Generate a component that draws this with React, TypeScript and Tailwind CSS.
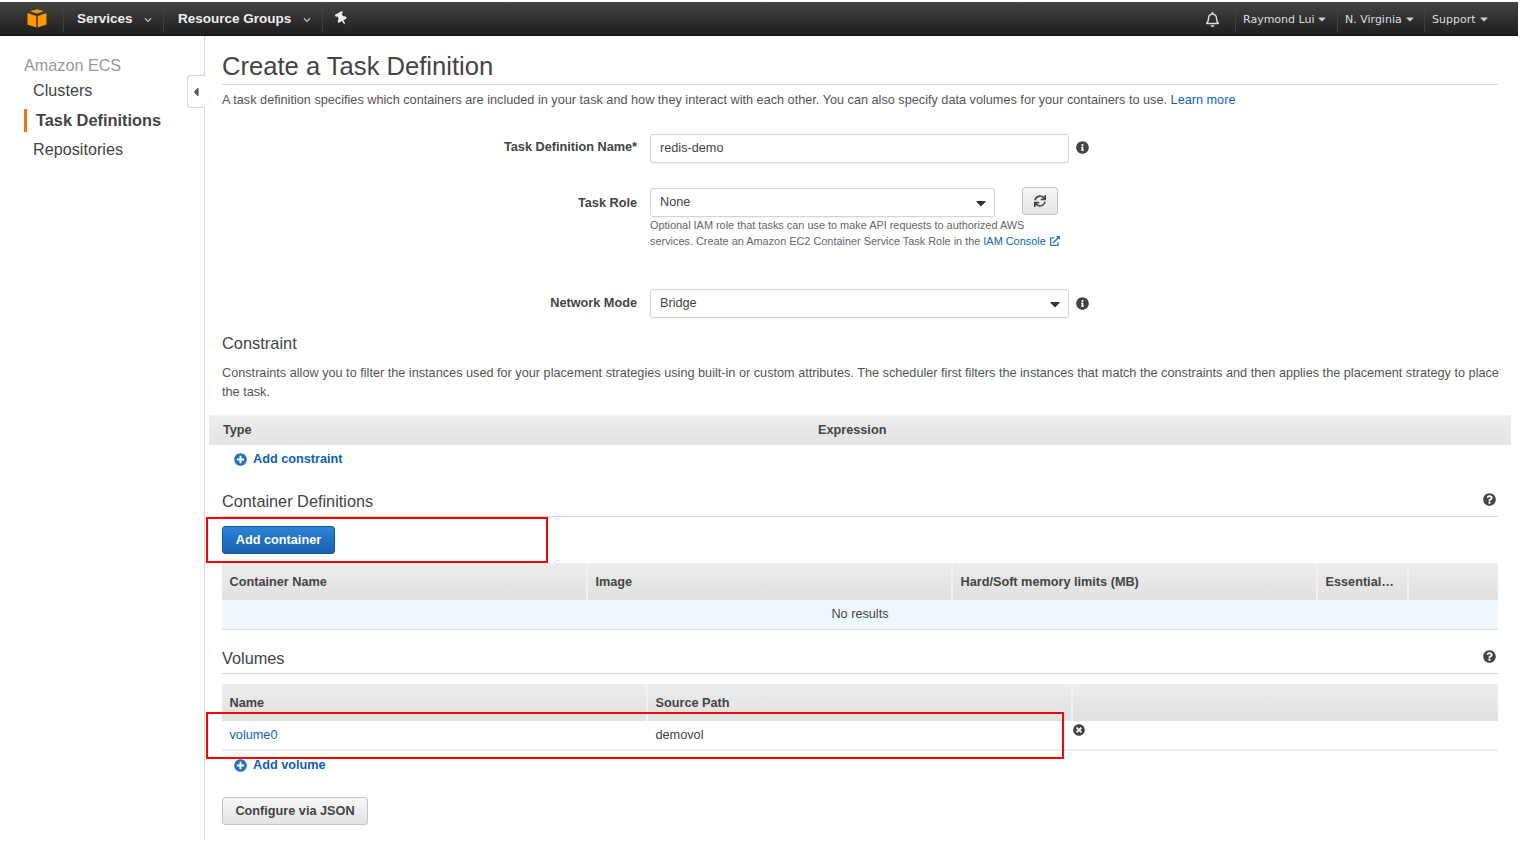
import React from "react";
import { FaInfoCircle, FaQuestionCircle, FaTimesCircle, FaPlusCircle, FaSync, FaThumbtack, FaRegBell, FaExternalLinkAlt, FaCaretDown, FaCaretLeft, FaChevronDown } from "react-icons/fa";

function Logo() {
  return (
    <svg width="20" height="19" viewBox="0 0 20 19" className="block">
      <path d="M0.5 4 L9.3 7 V18.5 L0.5 15.5 Z" fill="#f90" />
      <path d="M19.5 4 L10.7 7 V18.5 L19.5 15.5 Z" fill="#f90" />
      <path d="M3 2.2 L10 0.2 L17 2.2 L10 4.6 Z" fill="#f90" />
    </svg>
  );
}

function NavSep() {
  return <div className="w-px h-[26px] bg-[#3f3f3f]" />;
}

function TopNav() {
  return (
    <div className="mt-[2px] h-[34px] w-[1518px] flex items-center bg-gradient-to-b from-[#444444] to-[#1e1e1e] border-b border-[#141414] text-white">
      <div className="ml-[27px] w-[36px]"><Logo /></div>
      <NavSep />
      <div className="w-[13px]" />
      <span className="mt-[1px] text-[13.5px] font-bold text-[#eeeeee] w-[67px]">Services</span>
      <FaChevronDown className="mt-[2px] w-[8px] h-[8px] text-[#bbbbbb]" />
      <div className="w-[11px]" />
      <NavSep />
      <div className="w-[14px]" />
      <span className="mt-[1px] text-[13.5px] font-bold text-[#eeeeee] w-[125px] whitespace-nowrap">Resource Groups</span>
      <FaChevronDown className="mt-[2px] w-[8px] h-[8px] text-[#bbbbbb]" />
      <div className="w-[11px]" />
      <NavSep />
      <FaThumbtack className="ml-[12px] w-[13px] h-[13px] text-[#eeeeee] -rotate-30" />
      <div className="flex-1" />
      <FaRegBell className="mt-[1px] w-[15px] h-[15px] text-[#dddddd]" />
      <div className="w-[15px]" />
      <NavSep />
      <span className="ml-[7px] mt-[3px] font-['DejaVu_Sans'] text-[11px] text-[#dddddd] whitespace-nowrap w-[73px]">Raymond Lui</span>
      <FaCaretDown className="w-[12px] h-[12px] text-[#cccccc]" />
      <div className="w-[9px]" />
      <NavSep />
      <span className="ml-[7px] mt-[3px] font-['DejaVu_Sans'] text-[11px] text-[#dddddd] whitespace-nowrap w-[59px]">N. Virginia</span>
      <FaCaretDown className="w-[12px] h-[12px] text-[#cccccc]" />
      <div className="w-[8px]" />
      <NavSep />
      <span className="ml-[7px] mt-[3px] font-['DejaVu_Sans'] text-[11px] text-[#dddddd] whitespace-nowrap w-[46px]">Support</span>
      <FaCaretDown className="w-[12px] h-[12px] text-[#cccccc]" />
      <div className="w-[28px]" />
    </div>
  );
}

function Sidebar() {
  return (
    <div className="relative w-[205px] h-[804px] shrink-0 border-r border-[#d5d5d5] pt-[19px]">
      <div className="pl-[24px] text-[16.2px] leading-[20px] text-[#999999]">Amazon ECS</div>
      <div className="pl-[33px] mt-[5px] text-[16.2px] leading-[20px] text-[#444444]">Clusters</div>
      <div className="ml-[24px] mt-[9px] h-[23px] border-l-[3px] border-[#e47911] pl-[9px] text-[16.35px] leading-[23px] font-bold text-[#444444]">Task Definitions</div>
      <div className="pl-[33px] mt-[7px] text-[16.2px] leading-[20px] text-[#444444]">Repositories</div>
      <div className="absolute right-[-1px] top-[39px] w-[18px] h-[33px] bg-white border border-r-0 border-[#d5d5d5] rounded-l-[4px] flex items-center justify-center pr-[2px]">
        <FaCaretLeft className="w-[14px] h-[14px] text-[#555555]" />
      </div>
    </div>
  );
}

function Label({ children }: { children: React.ReactNode }) {
  return <div className="w-[415px] text-right text-[12.7px] font-bold text-[#444444] whitespace-nowrap">{children}</div>;
}

function Field({ width, text, caret }: { width: string; text: string; caret?: boolean }) {
  return (
    <div className={`${width} h-[29px] bg-white border border-[#d5d5d5] rounded-[3px] flex items-center justify-between pl-[9px] pr-[5px] text-[12.7px] text-[#444444] shadow-[0_1px_1px_rgba(0,0,0,0.05)]`}>
      <span className="mt-[1px]">{text}</span>
      {caret && <FaCaretDown className="w-[16px] h-[16px] text-[#333333]" />}
    </div>
  );
}

function Info() {
  return <FaInfoCircle className="w-[13px] h-[13px] text-[#444444]" />;
}

function HeaderCell({ children, className }: { children?: React.ReactNode; className: string }) {
  return <div className={`${className} h-full flex items-center pt-[1px] px-[7.5px] border-r-2 border-[#f2f2f2] text-[12.7px] font-bold text-[#444444] whitespace-nowrap`}>{children}</div>;
}

function SectionHead({ title }: { title: string }) {
  return (
    <div className="h-[27px] flex items-center justify-between border-b border-[#d5d5d5] text-[#444444]">
      <span className="text-[16.3px] leading-[20px] -mt-[4px]">{title}</span>
      <FaQuestionCircle className="mr-[2px] w-[13px] h-[13px] text-[#444444] -mt-[8px]" />
    </div>
  );
}

function AddLink({ children, className }: { children: React.ReactNode; className: string }) {
  return (
    <div className={`${className} ml-[12px] flex items-center gap-[6px] text-[12.7px] font-bold text-[#0f5fb5]`}>
      <FaPlusCircle className="w-[13px] h-[13px] text-[#2272c3]" />
      <span>{children}</span>
    </div>
  );
}

export default function App() {
  return (
    <div className="relative w-[1520px] h-[844px] overflow-hidden bg-white font-['Liberation_Sans',Arial,sans-serif]">
      <TopNav />
      <div className="flex">
        <Sidebar />
        <div className="flex-1 min-w-0 pl-[17px] pr-[22px]">
          <h1 className="mt-[15px] h-[34px] border-b border-[#d5d5d5] text-[25.6px] leading-[30px] text-[#444444] font-normal">Create a Task Definition</h1>
          <p className="mt-[7px] text-[12.7px] leading-[16px] text-[#555555] whitespace-nowrap">
            A task definition specifies which containers are included in your task and how they interact with each other. You can also specify data volumes for your containers to use. <span className="text-[#0f63b5]">Learn more</span>
          </p>

          <div className="mt-[26px] flex items-center gap-[13px]">
            <div className="-mt-[2px]"><Label>Task Definition Name*</Label></div>
            <Field width="w-[419px]" text="redis-demo" />
            <div className="-ml-[6px] -mt-[2px]"><Info /></div>
          </div>

          <div className="mt-[25px] flex items-start gap-[13px]">
            <div className="mt-[6px]"><Label>Task Role</Label></div>
            <div className="w-[420px]">
              <div className="flex items-start">
                <Field width="w-[345px]" text="None" caret />
                <div className="ml-[27px] -mt-[1px] w-[36px] h-[28px] rounded-[3px] border border-[#c4c4c4] bg-gradient-to-b from-[#f7f7f7] to-[#e4e4e4] flex items-center justify-center">
                  <FaSync className="w-[12px] h-[12px] text-[#444444]" />
                </div>
              </div>
              <p className="text-[10.9px] leading-[16px] text-[#666666] whitespace-nowrap">
                Optional IAM role that tasks can use to make API requests to authorized AWS<br />
                services. Create an Amazon EC2 Container Service Task Role in the <span className="text-[#0f63b5]">IAM Console</span>
                <FaExternalLinkAlt className="inline w-[10px] h-[10px] ml-[4px] text-[#2272c3] align-[-1px]" />
              </p>
            </div>
          </div>

          <div className="mt-[40px] flex items-center gap-[13px]">
            <div className="mt-[1px]"><Label>Network Mode</Label></div>
            <Field width="w-[419px]" text="Bridge" caret />
            <div className="-ml-[6px]"><Info /></div>
          </div>

          <h2 className="mt-[15px] text-[16.4px] leading-[20px] text-[#444444] font-normal">Constraint</h2>
          <p className="mt-[11px] -mr-[6px] text-[12.7px] leading-[19px] text-[#555555]">
            Constraints allow you to filter the instances used for your placement strategies using built-in or custom attributes. The scheduler first filters the instances that match the constraints and then applies the placement strategy to place the task.
          </p>

          <div className="mt-[13px] -mx-[13px] h-[30px] flex items-center bg-gradient-to-b from-[#ededed] to-[#e3e3e3] border-t border-[#f2f2f2] text-[12.7px] font-bold text-[#444444]">
            <span className="ml-[14px] w-[595px]">Type</span>
            <span>Expression</span>
          </div>
          <AddLink className="mt-[5px]">Add constraint</AddLink>

          <div className="mt-[21px]"><SectionHead title="Container Definitions" /></div>
          <button className="mt-[9px] block h-[28px] w-[113px] rounded-[3px] border border-[#125a9e] bg-gradient-to-b from-[#2b83d7] to-[#1562b0] text-[12.7px] font-bold text-white">Add container</button>

          <div className="mt-[9px] h-[37px] flex bg-gradient-to-b from-[#ededed] to-[#e1e1e1]">
            <HeaderCell className="w-[366px]">Container Name</HeaderCell>
            <HeaderCell className="w-[365px]">Image</HeaderCell>
            <HeaderCell className="w-[365px]">Hard/Soft memory limits (MB)</HeaderCell>
            <HeaderCell className="w-[91px]">Essential…</HeaderCell>
            <div className="flex-1" />
          </div>
          <div className="h-[30px] flex items-center justify-center bg-[#f0f7fe] border-b border-[#dddddd] text-[12.7px] text-[#444444]">No results</div>

          <div className="mt-[17px]"><SectionHead title="Volumes" /></div>
          <div className="mt-[10px] h-[37px] flex bg-gradient-to-b from-[#ededed] to-[#e1e1e1]">
            <HeaderCell className="w-[426px]">Name</HeaderCell>
            <HeaderCell className="w-[425px]">Source Path</HeaderCell>
            <div className="flex-1" />
          </div>
          <div className="h-[30px] flex border-b-2 border-[#eeeeee] text-[12.7px] text-[#444444]">
            <div className="w-[426px] px-[7.5px] leading-[28px] text-[#0f63b5]">volume0</div>
            <div className="w-[425px] px-[7.5px] leading-[28px]">demovol</div>
            <FaTimesCircle className="w-[12px] h-[12px] mt-[3px] text-[#444444]" />
          </div>
          <AddLink className="mt-[5px]">Add volume</AddLink>
          <button className="mt-[22px] block h-[28px] w-[146px] rounded-[3px] border border-[#c4c4c4] bg-gradient-to-b from-[#f7f7f7] to-[#e4e4e4] text-[12.7px] font-bold text-[#444444]">Configure via JSON</button>
        </div>
      </div>
      <div className="absolute left-[206px] top-[517px] w-[342px] h-[46px] border-2 border-[#ff0000]" />
      <div className="absolute left-[206px] top-[712px] w-[858px] h-[47px] border-2 border-[#ff0000]" />
    </div>
  );
}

◆ DESCRIPTION OF THE TASK
Your task is to reproduce exactly the lines from the start of the data above through the line containing "FaCaretDown, FaCaretLeft, FaChevronDown", leaving every picture out.

◆ OUTPUT FOR THIS EXERCISE
Generate a component that draws this with React, TypeScript and Tailwind CSS.
import React from "react";
import { FaInfoCircle, FaQuestionCircle, FaTimesCircle, FaPlusCircle, FaSync, FaThumbtack, FaRegBell, FaExternalLinkAlt, FaCaretDown, FaCaretLeft, FaChevronDown } from "react-icons/fa";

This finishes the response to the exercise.